◆ STATED EXERCISE: Nothing after the line with "FaSyncAlt, FaTimes, FaCheck" belongs in the copy; extract the lines below from the top through that line, pictures left out.

◆ INFORMATION SHOWN:
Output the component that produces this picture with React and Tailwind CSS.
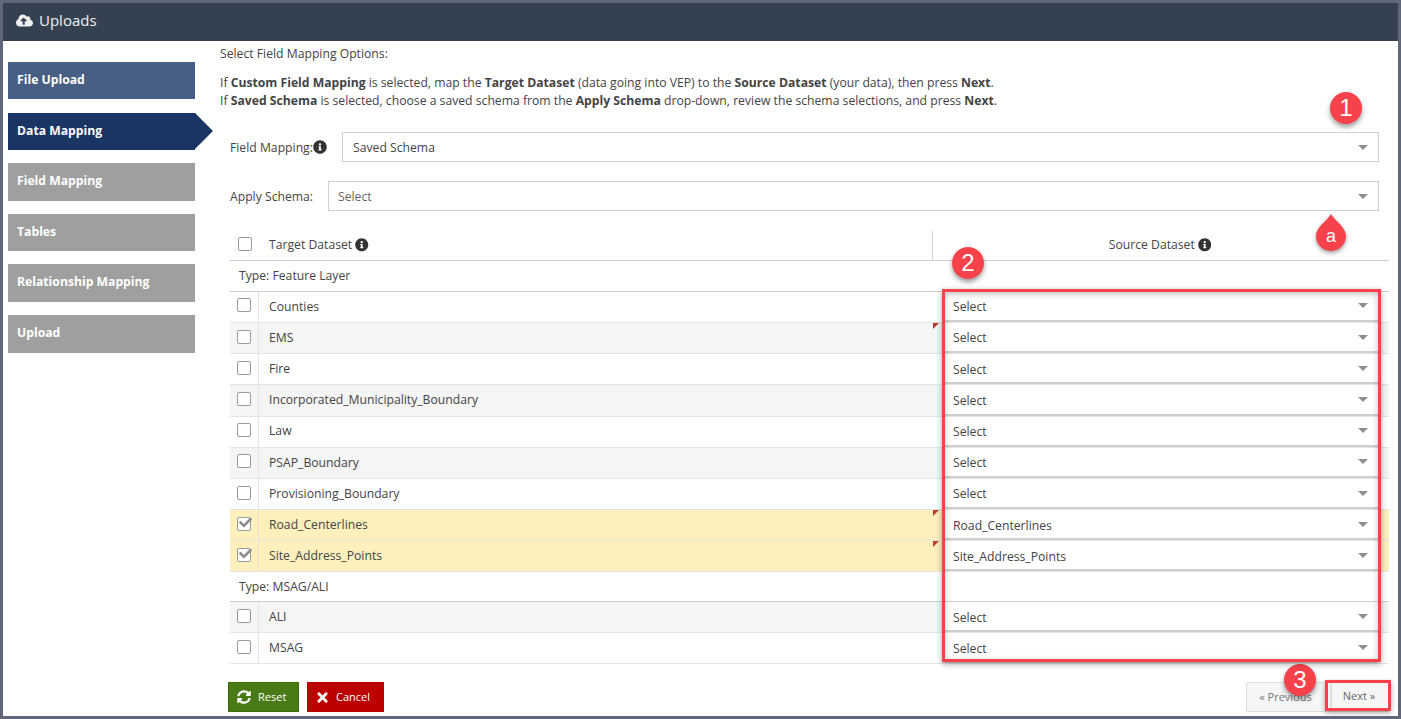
import { FaCloudUploadAlt, FaInfoCircle, FaSyncAlt, FaTimes, FaCheck } from "react-icons/fa";

const tabs = [
  { label: "File Upload", bg: "bg-[#475e85]", h: "h-[37px]", mb: "mb-[14px]" },
  { label: "Data Mapping", bg: "bg-[#1a3463]", h: "h-[37px]", mb: "mb-[13px]", active: true },
  { label: "Field Mapping", bg: "bg-[#9f9f9f]", h: "h-[38px]", mb: "mb-[13px]" },
  { label: "Tables", bg: "bg-[#9f9f9f]", h: "h-[37px]", mb: "mb-[13px]" },
  { label: "Relationship Mapping", bg: "bg-[#9f9f9f]", h: "h-[38px]", mb: "mb-[13px]" },
  { label: "Upload", bg: "bg-[#9f9f9f]", h: "h-[38px]", mb: "" },
];

const rows = [
  { type: "group", name: "Type: Feature Layer", h: "h-[30.8px]" },
  { name: "Counties" },
  { name: "EMS", bg: "bg-[#f5f5f5]", flag: true },
  { name: "Fire" },
  { name: "Incorporated_Municipality_Boundary", bg: "bg-[#f5f5f5]" },
  { name: "Law" },
  { name: "PSAP_Boundary", bg: "bg-[#f5f5f5]" },
  { name: "Provisioning_Boundary" },
  { name: "Road_Centerlines", bg: "bg-[#fdf0bd]", checked: true, value: "Road_Centerlines", flag: true },
  { name: "Site_Address_Points", bg: "bg-[#fdf0bd]", checked: true, value: "Site_Address_Points", flag: true },
  { type: "group", name: "Type: MSAG/ALI", h: "h-[29.6px]" },
  { name: "ALI", bg: "bg-[#f5f5f5]" },
  { name: "MSAG" },
];

function Caret() {
  return <span className="w-0 h-0 border-x-[5px] border-x-transparent border-t-[5px] border-t-[#8f8f8f]" />;
}

function Checkbox({ checked }) {
  return (
    <span className="relative block w-[14px] h-[14px] rounded-[2px] border border-[#9a9a9a] bg-white">
      {checked && <FaCheck className="absolute left-[1px] -top-[2px] text-[#8d8d8d] text-[13px]" />}
    </span>
  );
}

function Select({ value, className }) {
  return (
    <div className={`flex items-center justify-between bg-white border border-[#cfcfcf] ${className}`}>
      <span className="pt-[2px]">{value}</span>
      <Caret />
    </div>
  );
}

function Badge({ className, children }) {
  return (
    <div className={`absolute flex items-center justify-center w-[32px] h-[32px] rounded-full bg-[#f8424b] text-white text-[24px] shadow-[0_3px_5px_rgba(0,0,0,0.4)] font-['Liberation_Sans',sans-serif] ${className}`}>
      {children}
    </div>
  );
}

export default function App() {
  return (
    <div className="relative w-[1401px] h-[719px] overflow-hidden border-[3px] border-[#5f6778] bg-white text-[#444] font-['Open_Sans',sans-serif]">
      <div className="flex items-center gap-[6px] h-[38px] pl-[13px] pb-[3px] bg-[#334150] text-[#f1f1f1] text-[15px]">
        <FaCloudUploadAlt className="text-[17px]" />
        <span>Uploads</span>
      </div>

      <div className="flex">
        <div className="w-[217px] shrink-0 pt-[21px] pl-[5px]">
          {tabs.map((tab) => (
            <div key={tab.label} className={`relative flex items-center w-[187px] pl-[9px] pb-[1px] text-white text-[12.2px] font-bold ${tab.bg} ${tab.h} ${tab.mb}`}>
              {tab.label}
              {tab.active && (
                <span className="absolute left-full top-0 w-0 h-0 border-y-[18.5px] border-y-transparent border-l-[18px] border-l-[#1a3463]" />
              )}
            </div>
          ))}
        </div>

        <div className="flex-1 min-w-0 text-[12.2px]">
          <p className="mt-[4px] leading-[18px]">Select Field Mapping Options:</p>
          <p className="mt-[11px] leading-[18px]">
            If <b>Custom Field Mapping</b> is selected, map the <b>Target Dataset</b> (data going into VEP) to the <b>Source Dataset</b> (your data), then press <b>Next</b>.
          </p>
          <p className="leading-[18px]">
            If <b>Saved Schema</b> is selected, choose a saved schema from the <b>Apply Schema</b> drop-down, review the schema selections, and press <b>Next</b>.
          </p>

          <div className="flex items-center mt-[22px] pl-[10px] pr-[19px]">
            <span className="flex items-center w-[112px]">
              <span className="pt-[2px]">Field Mapping:</span>
              <FaInfoCircle className="text-[14px] text-[#333]" />
            </span>
            <Select value="Saved Schema" className="flex-1 h-[30px] pl-[10px] pr-[10px]" />
          </div>
          <div className="flex items-center mt-[19px] pl-[10px] pr-[19px]">
            <span className="w-[98px] pt-[2px]">Apply Schema:</span>
            <Select value="Select" className="flex-1 h-[30px] pl-[9px] pr-[10px] text-[#666]" />
          </div>

          <div className="ml-[10px] w-[1159px] mt-[20px]">
            <div className="flex h-[30px] border-b border-[#cfcfcf]">
              <div className="flex items-center justify-center w-[29px] pb-[4px]">
                <Checkbox />
              </div>
              <div className="flex items-center gap-[3px] w-[674px] pl-[10px] pb-[1px] border-r border-[#cfcfcf]">
                Target Dataset
                <FaInfoCircle className="text-[13.5px] text-[#333]" />
              </div>
              <div className="flex-1 flex items-center justify-center gap-[3px] pb-[1px] pr-[2px]">
                Source Dataset
                <FaInfoCircle className="text-[13.5px] text-[#333]" />
              </div>
            </div>

            {rows.map((row) =>
              row.type === "group" ? (
                <div key={row.name} className={`flex items-center pl-[9px] border-b border-[#cfcfcf] ${row.h}`}>
                  {row.name}
                </div>
              ) : (
                <div key={row.name} className={`flex h-[31.2px] border-b border-[#e4e4e4] ${row.bg || "bg-white"}`}>
                  <div className="flex items-center justify-center w-[29px] pb-[3px] border-r border-[#e4e4e4]">
                    <Checkbox checked={row.checked} />
                  </div>
                  <div className="flex items-center w-[674px] pl-[10px]">
                    {row.name}
                  </div>
                  <div className="relative flex-1 pl-[10px] pr-[11px]">
                    {row.flag && (
                      <span className="absolute left-0 top-0 w-0 h-0 border-t-[6px] border-t-[#c0392b] border-r-[6px] border-r-transparent" />
                    )}
                    <div className="flex items-center justify-between h-full pl-[10px] pr-[10px] bg-white border-b-2 border-[#cfcfcf]">
                      <span className="pt-[3px]">{row.value || "Select"}</span>
                      <Caret />
                    </div>
                  </div>
                </div>
              )
            )}
          </div>

          <div className="flex items-center justify-between ml-[8px] w-[1161px] mt-[17.6px]">
            <div className="flex gap-[8px]">
              <button className="flex items-center gap-[7px] h-[30px] w-[71px] pl-[8px] bg-[#4a7a15] border border-[#3b6a0c] text-white text-[11px]">
                <FaSyncAlt className="text-[14px]" />
                Reset
              </button>
              <button className="flex items-center gap-[6px] h-[30px] w-[77px] pl-[8px] bg-[#bd0000] text-white text-[11px]">
                <FaTimes className="text-[15px]" />
                Cancel
              </button>
            </div>
            <div className="flex">
              <button className="h-[30px] w-[85px] pr-[6px] bg-[#f6f6f6] border border-[#dedede] text-[#777] text-[11px]">« Previous</button>
              <button className="h-[30px] w-[58px] pb-[1px] pr-[2px] bg-[#f6f6f6] border border-[#dedede] text-[#666] text-[11px]">Next »</button>
            </div>
          </div>
        </div>
      </div>

      <Badge className="left-[1327px] top-[89px]">1</Badge>
      <Badge className="left-[949px] top-[244px]">2</Badge>
      <Badge className="left-[1281px] top-[661px]">3</Badge>

      <svg className="absolute left-[1313px] top-[211px] overflow-visible drop-shadow-[0_2px_2px_rgba(0,0,0,0.4)]" width="30" height="37" viewBox="0 0 30 37">
        <path d="M15 0 C19 7 30 13 30 22 A15 15 0 0 1 0 22 C0 13 11 7 15 0 Z" fill="#f8424b" />
      </svg>
      <span className="absolute left-[1323px] top-[223px] text-white text-[18px] leading-[20px] font-['Liberation_Sans',sans-serif]">a</span>

      <div className="absolute left-[939px] top-[286px] w-[439px] h-[373px] border-[3px] border-[#f8424b] shadow-[0_2px_6px_rgba(0,0,0,0.35),inset_0_2px_6px_rgba(0,0,0,0.25)]" />
      <div className="absolute left-[1322px] top-[677px] w-[66px] h-[31px] border-[3px] border-[#f8424b] shadow-[0_2px_5px_rgba(0,0,0,0.35)]" />
    </div>
  );
}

◆ OUTPUT OF THE TASK:
Output the component that produces this picture with React and Tailwind CSS.
import { FaCloudUploadAlt, FaInfoCircle, FaSyncAlt, FaTimes, FaCheck } from "react-icons/fa";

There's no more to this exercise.